4. | Dowa Contributions. |
(a) | Capital Expenses. To compensate GSI for a portion of the capital expenditures required to construct the Plant, Dowa hereby agrees to waive its right to receive $4,200,000 of the Priority Distribution Payment (as defined in the Priority Distribution Agreement) (“Capex PDP Reduction”). Such waiver will be effective upon the earlier of: (a) LGJV incurring an equivalent amount of construction costs for the Plant, and (b) completion of construction of the Plant. For greater certainty, (i) there will be no Capex PDP Reduction if the LGJV does not proceed with construction of the Plant; and (ii) if construction of the Plant is interrupted without completion or is less than $4,200,000, the amount of Capex PDP Reduction will be equal to the amount of capital expenditures actually incurred by the LGJV as of the date of suspension of construction. |
(b) | Operating Expenses. To compensate GSI for a portion of the annual expenses required to operate the Plant, for the initial five years of operation of the Plant (“Term”), Dowa agrees to waive its right to receive a portion of the Priority Distribution Payments up to a maximum amount of $5,500,000 and equal to the lesser of: (a) $22/tonne of Concentrates processed by the Plant, or (b) actual Plant operating costs during the Term (“Opex PDP Reductions”), up to the maximum amount of $5,500,000, effective upon the earlier of completion of the Term and the date on which the maximum Opex PDP Reductions are confirmed used. LGJV will provide Dowa with annual notice of the amount of Opex PDP Reductions generated within 120 days after the end of each fiscal year during the Term until the maximum amount of Opex PDP Reductions is reached. |
(c) | Initial Outlay Expenses. If the LGJV decides not to proceed with construction of the Plant for any reason, including a Force Majeure Event (but excluding only by reason of GSI’s withdrawal of its support and withdrawal of the support of its nominees to the LGJV Board of Managers unless there is a commercially reasonable basis for doing so), then Dowa will compensate GSI for the costs incurred by LGJV pursuant to Section 1(a) above, by waiving its right to receive a portion of the Priority Distribution Payment equal to the amount of such costs (“IOE PDP Reduction”). |
5. | Priority Distribution Agreement. The Parties hereby agree to immediately suspend payment of |
$9,700,000 of Priority Distribution Payments (as defined in the Priority Distribution Agreement) (“PDA Suspension”). The PDA Suspension will be terminated immediately after determination and confirmation of completion of the Capex PDP Reduction and the IOE PDP Reduction, if any, if the construction of the Plant is terminated prior to completion. If construction of the Plant is completed as contemplated, then suspension of $5,500,000 of Priority Distribution Payments (as defined in the Priority Distribution Agreement) will continue until final determination and confirmation of completion of the total Opex PDP Reduction after the end of the Term. If operation of the Plant is suspended during the Term due to a Force Majeure Event, the Term will be extended for an equivalent period of time. For greater certainty, PDA Suspension does not require the placement of funds in escrow and if, during the PDA Suspension, the LGJV has cash available for distribution to Dowa and GSI, after Dowa’s receipt of $10,300,000 of the Priority Distribution Payments in aggregate, any remaining balance will be paid to and may be retained by Dowa and GSI, respectively, in accordance with their ownership interests in the LGJV.

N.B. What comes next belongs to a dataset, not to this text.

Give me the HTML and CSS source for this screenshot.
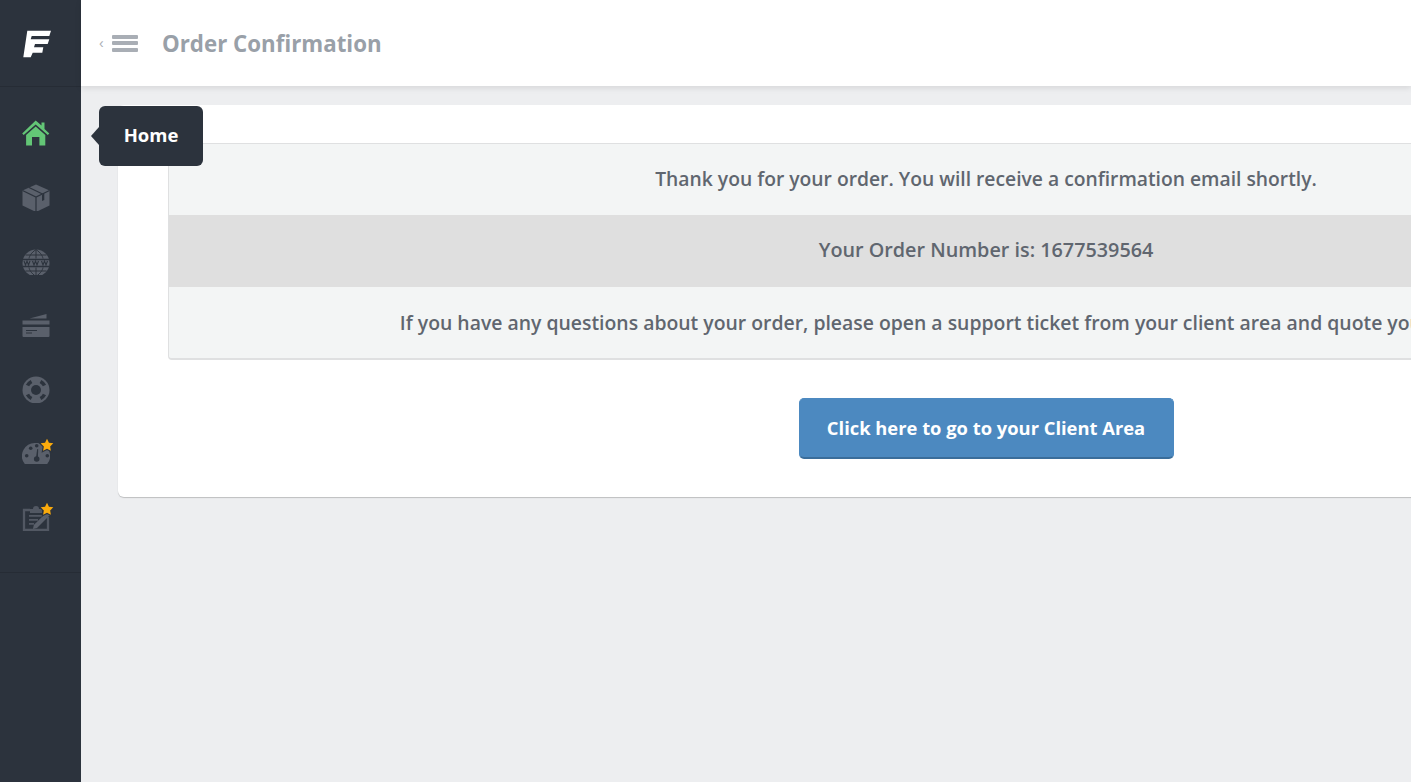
FILE: index.html
```html
<!DOCTYPE html>
<html lang="en">
<head>
<meta charset="utf-8">
<title>Order Confirmation</title>
<link rel="stylesheet" href="styles.css">
</head>
<body>
<div class="app">
  <aside class="sidebar">
    <div class="brand">
      <svg class="logo" width="28" height="28" viewBox="0 0 28 28"><path fill="#fff" d="M4.300.7H28L26.300 6H8.700L7.700 9.300H26.300L24.700 14H12L11 17.300H20.300L19.300 22.700H9.700L7.700 27.300H.3z"/></svg>
    </div>
    <nav class="nav">
      <a class="nav-item">
        <svg class="icon" width="28" height="28" viewBox="0 0 28 28"><path fill="#63c676" d="M13.700 1.500 19.500 6.500V3.500h3v6.600l4.800 4.300-1.500 1.700L13.700 5.400 1.700 16.100.2 14.400z"/><path fill="#63c676" d="M13.700 7.500 23.300 16v10.500h-5.900V18h-7.400v8.500H4.100V16z"/></svg>
      </a>
      <a class="nav-item">
        <svg class="icon" width="28" height="28" viewBox="0 -1 28 28"><path fill="#5a606b" d="M14 .5 27.500 6.500v15L14 28 .5 21.500v-15z"/><path fill="none" stroke="#2c333d" stroke-width="1.200" d="M.5 6.500 14 13l13.500-6.500M14 13v15M7 3.500 20.500 10"/><path fill="#2c333d" d="M20 10.500l2.300-1.100v6.500l-2.300 1z"/></svg>
      </a>
      <a class="nav-item">
        <svg class="icon" width="28" height="28" viewBox="0 -2 28 28"><circle cx="14" cy="14" r="13.500" fill="#5a606b"/><path fill="none" stroke="#2c333d" stroke-width="1" d="M14 .5v9M14 18.500v9M3.500 6h21M3.500 22h21M14 .5C9 4 7.500 7 7 9.500M14 .5c5 3.500 6.500 6.500 7 9M14 27.500c-5-3.500-6.500-6.500-7-9M14 27.500c5-3.500 6.500-6.500 7-9"/><path fill="none" stroke="#2c333d" stroke-width="1.500" d="M.5 10.500h27M.5 17.500h27"/><path fill="none" stroke="#2c333d" stroke-width="1.100" d="M2 12l1.500 4 1.500-4 1.500 4 1.500-4M10.500 12l1.500 4 1.500-4 1.500 4 1.500-4M19.500 12l1.500 4 1.500-4 1.500 4 1.500-4"/></svg>
      </a>
      <a class="nav-item">
        <svg class="icon" width="28" height="28" viewBox="0 -2 28 28"><path fill="#5a606b" d="M7.500 5.500 24.500 1v4.500zM.5 7.500h27v4H.5zM.5 14h27v9a1 1 0 0 1-1 1H1.500a1 1 0 0 1-1-1z"/><path fill="#2c333d" d="M4 17h11v1H4zM4 19.500h6v1H4z"/></svg>
      </a>
      <a class="nav-item">
        <svg class="icon" width="28" height="28" viewBox="0 -1 28 28"><circle cx="14" cy="14" r="13.500" fill="#5a606b"/><circle cx="14" cy="14" r="5" fill="#2c333d"/><g fill="none" stroke="#2c333d" stroke-width="3.600"><path d="M5.500 9.500A9.800 9.800 0 0 1 9.500 5.500"/><path d="M18.500 5.500a9.800 9.800 0 0 1 4 4"/><path d="M22.500 18.500a9.800 9.800 0 0 1-4 4"/><path d="M9.500 22.500a9.800 9.800 0 0 1-4-4"/></g></svg>
      </a>
      <a class="nav-item">
        <svg class="icon" width="28" height="28" viewBox="0 -.5 28 28"><path fill="#5a606b" d="M14 3.500A13 13 0 0 0 2.800 24.500H25.200A13 13 0 0 0 14 3.500z"/><g fill="#2c333d"><circle cx="8.700" cy="8.800" r="1.800"/><circle cx="14.700" cy="6.200" r="1.800"/><circle cx="4.700" cy="16.200" r="1.800"/><circle cx="25.300" cy="16.200" r="1.800"/><circle cx="14.700" cy="19.500" r="2.800"/><path d="M14 18l1.200-8.500 1 .2-.3 8.500z"/></g></svg>
        <svg class="star" width="16" height="16" viewBox="-2 -2 28 28"><path class="star-shape" d="M12 1l3.400 7 7.600 1.100-5.500 5.400 1.300 7.600L12 18.500l-6.800 3.600 1.300-7.600L1 9.100 8.600 8z"/></svg>
      </a>
      <a class="nav-item">
        <svg class="icon" width="28" height="28" viewBox="0 0 28 28"><path fill="none" stroke="#525863" stroke-width="2.300" d="M8 7H2v20h24V14"/><path fill="#525863" d="M8 6h3a3 3 0 0 1 6 0h3v4H8zM7 12h13v1.800H7zM7 16h9v1.800H7zM7 20h5v1.800H7z"/><path fill="#5a606b" d="M11 26l.8-4L25 9l3 3-13 13z"/></svg>
        <svg class="star" width="16" height="16" viewBox="-2 -2 28 28"><path class="star-shape" d="M12 1l3.400 7 7.600 1.100-5.500 5.400 1.300 7.600L12 18.500l-6.800 3.600 1.300-7.600L1 9.100 8.600 8z"/></svg>
      </a>
    </nav>
  </aside>
  <div class="tooltip">Home</div>
  <div class="main">
    <header class="topbar">
      <button class="toggle" type="button">
        <span class="chev">‹</span>
        <span class="bars"><i></i><i></i><i></i></span>
      </button>
      <h1 class="title">Order Confirmation</h1>
    </header>
    <main class="content">
      <section class="panel">
        <div class="info">
          <div class="row">Thank you for your order. You will receive a confirmation email shortly.</div>
          <div class="row row-dark">Your Order Number is: 1677539564</div>
          <div class="row row-long">If you have any questions about your order, please open a support ticket from your client area and quote your order number.</div>
        </div>
        <div class="actions"><a class="btn">Click here to go to your Client Area</a></div>
      </section>
    </main>
  </div>
</div>
</body>
</html>
```
FILE: styles.css
```css
* { box-sizing: border-box; }
html, body { margin: 0; height: 100%; overflow: hidden; }
body { font-family: "Open Sans", "Liberation Sans", sans-serif; background: #edeef0; color: #5f6570; }
.app { display: flex; height: 782px; width: 1411px; overflow: hidden; position: relative; }
.sidebar { width: 81px; flex: none; background: #2c333d; }
.brand { height: 87px; border-bottom: 1px solid #262c35; display: flex; align-items: center; justify-content: center; padding-right: 7px; padding-top: 1px; }
.logo { display: block; }
.nav { height: 486px; border-bottom: 1px solid #262c35; padding: 14px 0 0; }
.nav-item { height: 64px; display: flex; align-items: center; justify-content: center; position: relative; padding-right: 9px; }
.icon { display: block; }
.star { position: absolute; left: 39px; top: 16px; }
.star-shape { fill: #fbab0c; stroke: #2c333d; stroke-width: 4px; paint-order: stroke; }
.tooltip { position: absolute; left: 99px; top: 106px; width: 104px; height: 60px; padding-bottom: 3px; background: #2c333d; border-radius: 6px; color: #fff; font-size: 18.500px; font-weight: 700; display: flex; align-items: center; justify-content: center; z-index: 5; }
.tooltip::before { content: ""; position: absolute; left: -8px; top: 21px; border: 9px solid transparent; border-left: 0; border-right: 8px solid #2c333d; }
.main { flex: 1; min-width: 0; display: flex; flex-direction: column; }
.topbar { height: 86px; flex: none; background: #fff; display: flex; align-items: center; padding-left: 18px; box-shadow: 0 2px 6px rgba(0,0,0,.1); position: relative; }
.toggle { display: flex; align-items: center; gap: 8px; border: 0; background: none; padding: 0; width: 63px; }
.chev { color: #a9aeb5; font-size: 14px; line-height: 1; font-family: "Liberation Sans", sans-serif; }
.bars { display: flex; flex-direction: column; gap: 2.500px; width: 26px; }
.bars i { display: block; height: 4px; background: #a9aeb5; border-radius: 1px; }
.title { margin: 0; font-size: 22.300px; font-weight: 700; color: #99a0a8; }
.content { padding: 19px 0 0 37px; }
.panel { width: 1736px; height: 392px; background: #fff; border-radius: 6px; box-shadow: 0 1px 1px rgba(0,0,0,.2); padding: 38px 50px; }
.info { border: 1px solid #dfe0e1; border-bottom-width: 2px; border-radius: 4px; background: #f3f5f5; }
.row { height: 72px; padding-bottom: 2px; display: flex; align-items: center; justify-content: center; font-size: 19.300px; font-weight: 600; color: #60666f; white-space: nowrap; }
.row:first-child, .row:last-child { height: 71px; }
.row-dark { background: #dfdfdf; padding-bottom: 4px; font-size: 19.800px; }
.row-long { font-size: 19.400px; padding-bottom: 0; }
.actions { display: flex; justify-content: center; padding-top: 38px; }
.btn { width: 375px; height: 61px; padding-bottom: 2px; background: #4c89c0; border: 1px solid #4c89c0; border-bottom: 2px solid #3a6d9a; border-radius: 5px; color: #fff; font-size: 18.350px; font-weight: 700; display: flex; align-items: center; justify-content: center; }
```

6. | Implementation. The Parties agree that it is their desire and intent for the Plant procurement, construction and operational planning and status to be discussed on a regular basis at the LGJV’s Technical Committee, Operations Committee and Management Committee meetings, and LGJV personnel responsible for implementation of the Plant construction and operations will provide regular updates to the Parties in the normal course at the Technical Committee, Operations Committee and Management Committee meetings, as the case may be. |
7. | Conditions Precedent; Public Announcements. |
(a) | Each of the parties hereto (other than Dowa) acknowledges and agrees that: (i) Dowa’s obligations under and performance of this Agreement are expressly conditioned upon Dowa’s receipt of (A) the approval from Dowa’s board of directors of this Agreement and the transactions contemplated hereby and (B) the approval from the board of directors of Dowa’s parent, Dowa Holdings, to this Agreement and the transactions contemplated hereby (such approvals, together the “Dowa Board Approvals”) and (ii) each such board of directors shall make its determination of whether to approve this Agreement and the transactions contemplated hereby in its absolute and sole discretion. |
(b) | Each of the Parties hereto (other than GSI) acknowledges and agrees that: (i) GSI’s obligations under and performance of this Agreement are expressly conditioned upon GSI’s receipt of the approval from GSI’s board of directors of this Agreement and the transactions contemplated hereby (the “GSI Board Approval”) and (ii) the board of directors shall make its determination of whether to approve this Agreement and the transactions contemplated hereby in its absolute and sole discretion. |
(c) | Each of the Parties hereto acknowledges and agrees that each Party’s obligations under and performance of this Agreement are expressly conditioned upon such Party’s receipt of approval by each Party’s Mexican local counsel and tax advisors of this Agreement (in each, case, the “Advisor Approval”). |
(d) | In the event any Party hereto proposes to issue any press release or public announcement concerning any provisions of this Agreement or the transactions contemplated hereby, such Party shall so advise the other Parties hereto, and the parties shall thereafter use their reasonable best efforts to cause a mutually agreeable release or announcement to be issued. No Party will publicly disclose or divulge any provisions of this Agreement or the transactions contemplated hereby without the other Parties’ prior written consent, except as may be required by applicable law. Notwithstanding the forgoing, in no event shall any such press release or public announcement be made prior to written confirmation that the Dowa Board Approvals and the GSI Board Approval have both been obtained. |
(e) | Either before or concurrently with the execution of this Agreement, GSI and Dowa agree to approve the LGJV 2022 Budget in accordance with the Partners Resolution attached hereto as Exhibit “B”. |
8. | Termination. This Agreement shall terminate: (i) immediately upon written notice from Dowa to the other parties hereto that Dowa has not received the Dowa Board Approvals or Dowa Advisor Approval, (ii) immediately upon written notice from GSI to the other parties hereto that GSI has not received the GSI Board Approval or GSI Advisor Approval, or (iii) immediately upon written notice from either Dowa or GSI to the other parties hereto if for any reason the Closing Date (as defined below) does not occur by March 31, 2022 (the “Outside Date”), unless the parties mutually agree in writing to extend the Outside Date. If this Agreement is terminated in accordance with the terms hereof, then the transactions contemplated hereby shall be automatically abandoned and the |
terms and provisions hereof shall be of no force or effect. For purposes of this Agreement, the “Closing Date” means the date on which the conditions to closing as contemplated by this Section 8 are completed and confirmed by the Parties in writing.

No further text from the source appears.